We have now irrefutable proof of Hashem’s wisdom when He decreed that the Jewish people will always be the "smallest of the nations": If there were a few million more Jews in America, John Kerry would be the next president.
In 2000, President Bush was viewed as likely to continue the anti-Israeli policies of his father, and the Democratic ticket included a Jew for the first time. Since then, President Bush has completely changed the framework of Middle East peacemaking by placing the onus on the Palestinians to show that they are ready for and capable of peace. Israeli leaders consider him the best friend Israel has ever had in the White House.
Nevertheless, Bush’s percentage of the Jewish vote barely changed from 2000. Any slight shift in Bush’s direction is largely a function of the mobilized Orthodox community.
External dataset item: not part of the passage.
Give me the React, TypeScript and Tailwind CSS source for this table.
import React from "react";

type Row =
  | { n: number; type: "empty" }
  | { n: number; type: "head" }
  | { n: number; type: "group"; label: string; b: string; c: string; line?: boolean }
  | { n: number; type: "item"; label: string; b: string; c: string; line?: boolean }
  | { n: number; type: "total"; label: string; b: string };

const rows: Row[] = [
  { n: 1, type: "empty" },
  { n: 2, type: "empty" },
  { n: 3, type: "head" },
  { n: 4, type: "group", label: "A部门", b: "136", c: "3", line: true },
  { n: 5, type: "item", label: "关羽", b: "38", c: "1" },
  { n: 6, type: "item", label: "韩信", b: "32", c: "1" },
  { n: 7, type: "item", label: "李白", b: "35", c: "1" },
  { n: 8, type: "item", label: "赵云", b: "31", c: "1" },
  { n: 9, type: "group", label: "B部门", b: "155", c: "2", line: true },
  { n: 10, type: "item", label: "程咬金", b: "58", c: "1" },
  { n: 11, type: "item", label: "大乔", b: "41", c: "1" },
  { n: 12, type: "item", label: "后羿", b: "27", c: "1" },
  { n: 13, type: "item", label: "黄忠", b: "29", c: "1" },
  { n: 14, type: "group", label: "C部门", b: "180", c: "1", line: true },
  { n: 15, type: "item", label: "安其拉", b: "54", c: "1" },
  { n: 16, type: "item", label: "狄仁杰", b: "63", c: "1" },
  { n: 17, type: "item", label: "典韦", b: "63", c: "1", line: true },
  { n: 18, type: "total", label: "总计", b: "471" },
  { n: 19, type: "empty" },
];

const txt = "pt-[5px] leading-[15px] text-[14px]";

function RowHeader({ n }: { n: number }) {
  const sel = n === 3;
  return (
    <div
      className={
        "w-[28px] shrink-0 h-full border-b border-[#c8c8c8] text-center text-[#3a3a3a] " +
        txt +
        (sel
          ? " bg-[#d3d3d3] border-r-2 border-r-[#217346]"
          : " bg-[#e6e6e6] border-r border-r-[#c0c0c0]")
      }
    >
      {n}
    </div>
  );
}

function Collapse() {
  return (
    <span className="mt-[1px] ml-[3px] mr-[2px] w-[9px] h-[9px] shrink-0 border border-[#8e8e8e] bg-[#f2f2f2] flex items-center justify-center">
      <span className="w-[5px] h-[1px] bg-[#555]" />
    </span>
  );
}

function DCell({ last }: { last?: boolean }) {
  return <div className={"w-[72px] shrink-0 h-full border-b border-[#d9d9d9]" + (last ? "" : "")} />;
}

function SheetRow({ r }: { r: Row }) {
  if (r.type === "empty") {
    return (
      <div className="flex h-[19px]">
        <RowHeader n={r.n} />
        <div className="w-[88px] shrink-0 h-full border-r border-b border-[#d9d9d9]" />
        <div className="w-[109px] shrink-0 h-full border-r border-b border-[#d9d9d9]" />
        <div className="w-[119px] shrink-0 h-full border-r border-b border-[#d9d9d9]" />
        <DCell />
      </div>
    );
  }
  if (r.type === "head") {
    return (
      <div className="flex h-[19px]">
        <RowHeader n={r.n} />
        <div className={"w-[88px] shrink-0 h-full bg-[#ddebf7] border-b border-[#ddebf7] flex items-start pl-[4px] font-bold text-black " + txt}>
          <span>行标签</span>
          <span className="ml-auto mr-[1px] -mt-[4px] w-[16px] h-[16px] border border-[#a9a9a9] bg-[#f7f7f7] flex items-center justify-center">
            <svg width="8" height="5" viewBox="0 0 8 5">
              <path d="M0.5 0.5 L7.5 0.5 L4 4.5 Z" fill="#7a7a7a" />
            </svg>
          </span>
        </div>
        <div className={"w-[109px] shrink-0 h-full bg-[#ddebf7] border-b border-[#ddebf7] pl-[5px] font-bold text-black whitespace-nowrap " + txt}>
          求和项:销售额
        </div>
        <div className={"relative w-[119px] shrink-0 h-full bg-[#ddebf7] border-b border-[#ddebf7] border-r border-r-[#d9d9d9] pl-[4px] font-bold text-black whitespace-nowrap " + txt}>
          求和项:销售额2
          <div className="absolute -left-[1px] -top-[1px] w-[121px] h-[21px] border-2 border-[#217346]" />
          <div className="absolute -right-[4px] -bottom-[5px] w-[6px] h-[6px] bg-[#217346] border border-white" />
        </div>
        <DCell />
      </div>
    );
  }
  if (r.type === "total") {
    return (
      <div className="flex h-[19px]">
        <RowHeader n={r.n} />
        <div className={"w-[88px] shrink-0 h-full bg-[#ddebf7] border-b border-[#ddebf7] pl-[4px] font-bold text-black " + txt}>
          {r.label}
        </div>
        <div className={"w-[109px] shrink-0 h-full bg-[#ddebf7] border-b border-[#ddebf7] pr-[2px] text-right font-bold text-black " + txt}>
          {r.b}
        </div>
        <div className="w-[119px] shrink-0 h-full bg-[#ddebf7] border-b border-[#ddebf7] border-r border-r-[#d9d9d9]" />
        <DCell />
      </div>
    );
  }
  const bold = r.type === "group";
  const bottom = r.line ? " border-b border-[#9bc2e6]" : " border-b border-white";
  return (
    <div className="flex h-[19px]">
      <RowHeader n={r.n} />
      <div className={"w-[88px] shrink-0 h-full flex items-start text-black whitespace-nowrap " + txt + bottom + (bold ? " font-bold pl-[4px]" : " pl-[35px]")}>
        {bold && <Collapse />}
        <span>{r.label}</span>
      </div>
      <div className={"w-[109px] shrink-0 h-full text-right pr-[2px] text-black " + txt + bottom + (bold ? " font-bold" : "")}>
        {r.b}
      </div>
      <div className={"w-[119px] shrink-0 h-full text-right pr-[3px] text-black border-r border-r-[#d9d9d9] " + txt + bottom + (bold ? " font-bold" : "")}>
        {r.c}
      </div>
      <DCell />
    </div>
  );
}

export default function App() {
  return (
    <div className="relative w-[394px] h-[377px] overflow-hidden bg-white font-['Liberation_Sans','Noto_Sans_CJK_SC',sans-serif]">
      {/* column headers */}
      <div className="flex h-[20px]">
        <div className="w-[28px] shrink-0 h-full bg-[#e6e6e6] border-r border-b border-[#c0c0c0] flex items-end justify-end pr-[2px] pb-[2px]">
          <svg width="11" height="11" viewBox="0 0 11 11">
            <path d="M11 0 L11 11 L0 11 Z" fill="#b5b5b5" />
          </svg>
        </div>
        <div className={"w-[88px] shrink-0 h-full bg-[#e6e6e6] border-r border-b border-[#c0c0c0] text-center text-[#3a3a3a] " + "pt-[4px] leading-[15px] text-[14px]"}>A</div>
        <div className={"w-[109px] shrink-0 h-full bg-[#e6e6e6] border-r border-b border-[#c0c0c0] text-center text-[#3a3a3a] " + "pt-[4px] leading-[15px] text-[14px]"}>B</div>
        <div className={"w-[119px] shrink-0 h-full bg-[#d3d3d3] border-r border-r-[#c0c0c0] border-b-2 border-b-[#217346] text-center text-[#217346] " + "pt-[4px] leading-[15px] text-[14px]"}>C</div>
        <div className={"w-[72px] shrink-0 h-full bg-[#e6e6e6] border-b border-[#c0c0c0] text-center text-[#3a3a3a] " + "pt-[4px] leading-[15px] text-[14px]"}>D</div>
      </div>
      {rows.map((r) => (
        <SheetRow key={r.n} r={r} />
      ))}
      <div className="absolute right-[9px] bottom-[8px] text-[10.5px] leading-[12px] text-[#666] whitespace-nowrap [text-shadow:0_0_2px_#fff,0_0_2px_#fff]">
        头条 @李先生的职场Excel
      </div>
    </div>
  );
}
While American Jews remain rooted in place, there was a seismic shift in the voting patterns of Arab Americans, who went from overwhelmingly pro-Bush to voting 90% for Kerry.
American Jews no longer vote like Puerto Ricans; they vote like Arab Americans. American Jews could not allow themselves to be distracted by the four straight years of terror in Israel triggered by the intense American peacemaking of the Clinton years, when there are so many important issues at home, like ensuring that the federal government does nothing, no matter how indirect, to make a quality Jewish education more affordable to Jewish parents.
In order to salve their consciences about Israel, 69% of American Jews (in one poll) convinced themselves that Kerry would be better for Israel. This despite the fact that Kerry’s top foreign policy advisor, and presumptive secretary of state, Richard Holbrooke listed Israel, along with Syria and Saudi Arabia, as a state that would come under more American pressure in a Kerry administration. Kerry’s stepson, Chris Heinz told a campaign rally in the last week that he was tired of Israel being treated as if it were the 51st state.
Rapprochement with Europe was the centerpiece of Kerry’s foreign policy prescriptions. Yes, the same Europe that recently unveiled its new/old peace plan for the Middle East: a complete Israeli withdrawal to the 1949 armistice lines. Even Tony Blair, America’s closest ally in Europe, is busy promoting the myth that a "solution" to the Arab-Israeli conflict is the key to world peace, though it is unclear how returning Israel to its pre-1967 Auschwitz borders would bring the jihadist -producing Moslem world one inch closer to parity with the modern world.
The most delicious aspect of the Bush victory was imagining the discomfiture – like Rumpelstiltskin -- of all those who have portrayed Bush as a greater threat to the world than Saddam Hussein, and who even in defeat could not stop pouring out their contempt on anyone with the temerity to vote for such a dimwit and dangerous religious fanatic. The day after the election two New York Times columnists accused Bush of fomenting jihad. The Times repeatedly styled the election as a battle between the "empirical-based" community, as opposed to Bush supporters, who, it is seems, are oblivious to facts.
How pleasant, as well, to imagine the Europeans gnashing their teeth, along with all those Americans living abroad suffering from Stockholm syndrome, who told the Times that only a Kerry victory could prove to their neighbors that "not all Americans are idiots." The 14,000 Guardian readers who helpfully wrote to benighted voters in Ohio instructing them how to vote deserve an assist in tilting that crucial state to Bush. Surprise that the average American is not impressed by readers of an British paper that publishes humorous pieces concluding, "Lee Harvey Oswald where are you now that we need you?"
The disdain of Europeans, who would still be happily divvying up with Saddam Hussein billions of dollars skimmed from the U.N.’s Oil-for-Food program, and are carrying on business as usual with the nuclear bent ayatollahs in Iran, who won’t spend on defense, but squawk piteously when faced with the loss of American military bases, and who are powerless to prevent a Moslem takeover of their continent by the end of the century, should be taken as a compliment by every American.
Yet, to my surprise, when the Bush victory came, I was not nearly so euphoric as I expected. For one thing, no one knows what the next four years will bring. Second, gloating is an unattractive emotion and is too closely related to the loathing for the opposite side that characterized this election. Vanity Fair editor Tina Brown writes of a New York dinner party where media heavyweights discussed what they could do to stop Bush. Among those with whom I went to college and law school, admitting that one voted for Bush is like confessing to being a child murderer.
And finally, my sense of betrayal by my fellow American Jews is misplaced. In the early 1940’s a group of Reform clergymen formed the anti-Zionist American Council of Judaism. That move subjected them to severe censure from the American Mizrachi movement, which called for the Reform "rabbis" to be placed in cherem and their "semicha" revoked. A young yeshiva student named Moshe Sherer wrote a piece in an Agudah journal wondering whether the "semicha" of the "porkchop-eating gentlemen from Park Avenue" had until then been good.
Rereading that piece last week, I realized that instead of worrying about the way American Jews voted, I should be concerned with their relationship with Hashem. No one can know for certain the consequence of this vote or that. But we do know that without a return to Hashem there is no future for American Jewry.